MATERIAL PROVIDED:
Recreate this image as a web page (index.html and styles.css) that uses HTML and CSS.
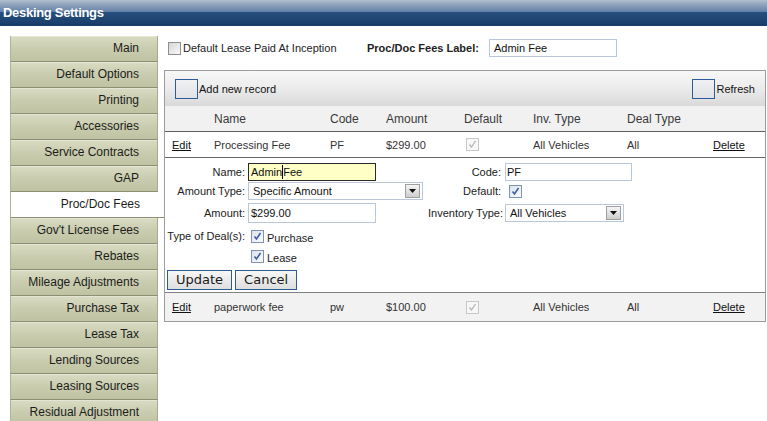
FILE: index.html
```html
<!DOCTYPE html>
<html>
<head>
<meta charset="utf-8">
<title>Desking Settings</title>
<link rel="stylesheet" href="styles.css">
</head>
<body>
<header class="titlebar">Desking Settings</header>
<div class="layout">
  <nav class="sidenav">
    <a class="nav-item">Main</a>
    <a class="nav-item">Default Options</a>
    <a class="nav-item">Printing</a>
    <a class="nav-item">Accessories</a>
    <a class="nav-item">Service Contracts</a>
    <a class="nav-item">GAP</a>
    <a class="nav-item active">Proc/Doc Fees</a>
    <a class="nav-item">Gov't License Fees</a>
    <a class="nav-item">Rebates</a>
    <a class="nav-item">Mileage Adjustments</a>
    <a class="nav-item">Purchase Tax</a>
    <a class="nav-item">Lease Tax</a>
    <a class="nav-item">Lending Sources</a>
    <a class="nav-item">Leasing Sources</a>
    <a class="nav-item">Residual Adjustment</a>
  </nav>
  <main class="content">
    <div class="toprow">
      <label class="opt"><span class="cb cb-off"></span><span class="opt-text">Default Lease Paid At Inception</span></label>
      <span class="lbl-bold">Proc/Doc Fees Label:</span>
      <span class="txt txt-label">Admin Fee</span>
    </div>
    <div class="grid">
      <div class="toolbar">
        <span class="tb-btn"><span class="tb-icon"></span>Add new record</span>
        <span class="tb-btn"><span class="tb-icon"></span>Refresh</span>
      </div>
      <div class="row head">
        <span></span><span>Name</span><span>Code</span><span>Amount</span><span>Default</span><span>Inv. Type</span><span>Deal Type</span><span></span>
      </div>
      <div class="row data">
        <span><a class="lnk">Edit</a></span>
        <span>Processing Fee</span>
        <span>PF</span>
        <span>$299.00</span>
        <span><span class="cb cb-dis"><svg width="11" height="11" viewBox="0 0 11 11"><path d="M2.5 5.5 L4.5 8 L8.5 2" fill="none" stroke="#b4b4b4" stroke-width="1.3"/></svg></span></span>
        <span>All Vehicles</span>
        <span>All</span>
        <span><a class="lnk">Delete</a></span>
      </div>
      <div class="editform">
        <span class="flabel">Name:</span>
        <span class="ffield"><span class="txt txt-name">Admin<span class="caret"></span> Fee</span></span>
        <span class="flabel r">Code:</span>
        <span class="ffield r"><span class="txt txt-code">PF</span></span>

        <span class="flabel">Amount Type:</span>
        <span class="ffield"><span class="select sel-amt"><span>Specific Amount</span><span class="arrow"><svg width="7" height="4" viewBox="0 0 7 4"><polygon points="0,0 7,0 3.5,4" fill="#111"/></svg></span></span></span>
        <span class="flabel r">Default:</span>
        <span class="ffield r"><span class="cb cb-on cb-default"><svg width="11" height="11" viewBox="0 0 11 11"><path d="M2.5 5.5 L4.5 8 L8.5 2" fill="none" stroke="#3d60a6" stroke-width="1.6"/></svg></span></span>

        <span class="flabel">Amount:</span>
        <span class="ffield"><span class="txt txt-amt">$299.00</span></span>
        <span class="flabel r">Inventory Type:</span>
        <span class="ffield r"><span class="select sel-inv"><span>All Vehicles</span><span class="arrow"><svg width="7" height="4" viewBox="0 0 7 4"><polygon points="0,0 7,0 3.5,4" fill="#111"/></svg></span></span></span>

        <span class="flabel">Type of Deal(s):</span>
        <span class="ffield deal"><span class="cb cb-on"><svg width="11" height="11" viewBox="0 0 11 11"><path d="M2.5 5.5 L4.5 8 L8.5 2" fill="none" stroke="#3d60a6" stroke-width="1.6"/></svg></span><span class="deal-text">Purchase</span></span>
        <span class="ffield deal"><span class="cb cb-on"><svg width="11" height="11" viewBox="0 0 11 11"><path d="M2.5 5.5 L4.5 8 L8.5 2" fill="none" stroke="#3d60a6" stroke-width="1.6"/></svg></span><span class="deal-text">Lease</span></span>

        <div class="actions">
          <span class="btn">Update</span>
          <span class="btn">Cancel</span>
        </div>
      </div>
      <div class="row data alt">
        <span><a class="lnk">Edit</a></span>
        <span>paperwork fee</span>
        <span>pw</span>
        <span>$100.00</span>
        <span><span class="cb cb-dis"><svg width="11" height="11" viewBox="0 0 11 11"><path d="M2.5 5.5 L4.5 8 L8.5 2" fill="none" stroke="#b4b4b4" stroke-width="1.3"/></svg></span></span>
        <span>All Vehicles</span>
        <span>All</span>
        <span><a class="lnk">Delete</a></span>
      </div>
    </div>
  </main>
</div>
</body>
</html>
```
FILE: styles.css
```css
html, body {
  margin: 0;
  padding: 0;
  overflow: hidden;
  background: #fff;
}
body {
  font-family: "Liberation Sans", Arial, sans-serif;
  font-size: 11px;
  color: #222;
}

.titlebar {
  height: 26px;
  line-height: 25px;
  padding-left: 3px;
  font-weight: bold;
  font-size: 13px;
  letter-spacing: -0.3px;
  color: #fff;
  background: linear-gradient(to bottom, #b3bfcd 0%, #8fa3bc 18%, #6684aa 44%, #27507f 48%, #1f4573 75%, #183b67 100%);
}

.layout {
  display: flex;
  padding-top: 10px;
  padding-left: 10px;
}

.sidenav {
  width: 148px;
  flex: none;
  display: flex;
  flex-direction: column;
}
.nav-item {
  display: block;
  box-sizing: border-box;
  height: 26px;
  line-height: 25px;
  padding-right: 18px;
  text-align: right;
  font-size: 12px;
  color: #1c1c1c;
  background: linear-gradient(to bottom, #d9dcc3 0%, #c9ccae 50%, #bfc3a2 100%);
  border-left: 1px solid #b0b394;
  border-right: 1px solid #a7aa8b;
  border-bottom: 1px solid #8c8f73;
  box-shadow: inset 0 1px 0 #e4e6d3;
}
.nav-item.active {
  background: #fff;
  box-shadow: none;
  margin-right: -6px;
  border-right: none;
  padding-right: 24px;
}

.content {
  margin-left: 6px;
  width: 602px;
  flex: none;
}

.toprow {
  height: 24px;
  display: flex;
  align-items: center;
  margin-bottom: 10px;
}
.opt {
  display: flex;
  align-items: center;
  width: 199px;
  padding-left: 4px;
}
.opt-text {
  margin-left: 2px;
}
.lbl-bold {
  font-weight: bold;
  margin-left: 0;
  width: 122px;
}

.cb {
  display: inline-block;
  box-sizing: border-box;
  width: 13px;
  height: 13px;
  border: 1px solid #8e8e8e;
  background: linear-gradient(135deg, #d6d6d6, #f8f8f8);
  vertical-align: middle;
  flex: none;
}
.cb svg { display: block; }
.cb-on {
  border-color: #7f93b3;
  background: linear-gradient(135deg, #dbe1ec, #fcfcfd);
}
.cb-dis {
  border-color: #c8c8c8;
  background: #f7f7f7;
}

.txt {
  display: inline-flex;
  align-items: center;
  box-sizing: border-box;
  border: 1px solid #b9c7d9;
  background: #fff;
  padding-left: 4px;
  height: 18px;
  font-size: 11px;
  color: #111;
}
.txt-label { width: 128px; }
.txt-name {
  width: 128px;
  border-color: #2a2a2a;
  background: #ffffc6;
  padding-left: 2px;
}
.caret {
  display: inline-block;
  width: 0;
  height: 14px;
  border-left: 1px solid #000;
}
.txt-code { width: 127px; padding-left: 1px; }
.txt-amt { width: 128px; height: 20px; padding-left: 2px; }

.grid {
  border: 1px solid #9c9c9c;
}
.toolbar {
  height: 35px;
  display: flex;
  align-items: center;
  justify-content: space-between;
  padding: 0 10px;
  background: linear-gradient(to bottom, #f8f8f8 0%, #ebebeb 50%, #d9d9d9 100%);
}
.tb-btn {
  display: flex;
  align-items: center;
  font-size: 11px;
  color: #111;
}
.tb-icon {
  display: inline-block;
  box-sizing: border-box;
  width: 23px;
  height: 20px;
  margin-right: 1px;
  border: 1px solid #2e5c99;
  background: linear-gradient(to bottom, #f0f1f3, #dfe1e4);
}

.row {
  display: grid;
  grid-template-columns: 41px 116px 56px 78px 69px 94px 86px 1fr;
  align-items: center;
}
.row > span {
  padding-left: 8px;
  white-space: nowrap;
}
.row > span:first-child { padding-left: 7px; }
.row.head {
  height: 25px;
  background: #f1f1f1;
  border-bottom: 1px solid #5e5e5e;
  font-size: 12px;
  color: #3a3a3a;
}
.row.data {
  height: 25px;
  border-bottom: 1px solid #666;
  color: #333;
}
.row.data .cb { margin-left: 2px; }
.row.data.alt {
  height: 28px;
  background: #f2f2f2;
  border-bottom: none;
}
.lnk {
  color: #111;
  text-decoration: underline;
}

.editform {
  display: grid;
  grid-template-columns: 83px 180px 77px 1fr;
  grid-template-rows: 19px 20px 24px 22px 19px 26px;
  align-items: center;
  padding-top: 4px;
  border-bottom: 1px solid #808080;
  color: #222;
}
.flabel {
  grid-column: 1;
  text-align: right;
  padding-right: 3px;
  white-space: nowrap;
}
.flabel.r {
  grid-column: 3;
  padding-right: 4px;
}
.ffield {
  grid-column: 2;
  display: flex;
  align-items: center;
}
.ffield.r { grid-column: 4; }
.cb-default { margin-left: 4px; }
.deal .cb { margin-left: 3px; }
.deal-text { margin-left: 3px; padding-top: 3px; }

.select {
  display: flex;
  align-items: center;
  justify-content: space-between;
  box-sizing: border-box;
  height: 18px;
  border: 1px solid #b9c7d9;
  padding-left: 4px;
  background: #fff;
  color: #111;
}
.sel-amt { width: 175px; }
.sel-inv { width: 119px; }
.arrow {
  display: flex;
  align-items: center;
  justify-content: center;
  box-sizing: border-box;
  width: 15px;
  height: 14px;
  margin-right: 2px;
  border: 1px solid #a0a0a0;
  background: linear-gradient(to bottom, #f5f5f5, #cdcdcd);
}

.actions {
  grid-column: 1 / -1;
  align-self: start;
  display: flex;
  gap: 3px;
  padding-left: 2px;
  padding-top: 4px;
}
.btn {
  box-sizing: border-box;
  height: 20px;
  line-height: 18px;
  padding: 0 8px;
  border: 1px solid #2c5a94;
  background: linear-gradient(to bottom, #f7f7f7, #dedede);
  font-family: "DejaVu Sans", Verdana, sans-serif;
  font-size: 13px;
  color: #1a1a1a;
}
```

GIVEN PROBLEM: Indicate how many lines of the material contain the string "index", giving the number and nothing more.

TASK RESULT: 2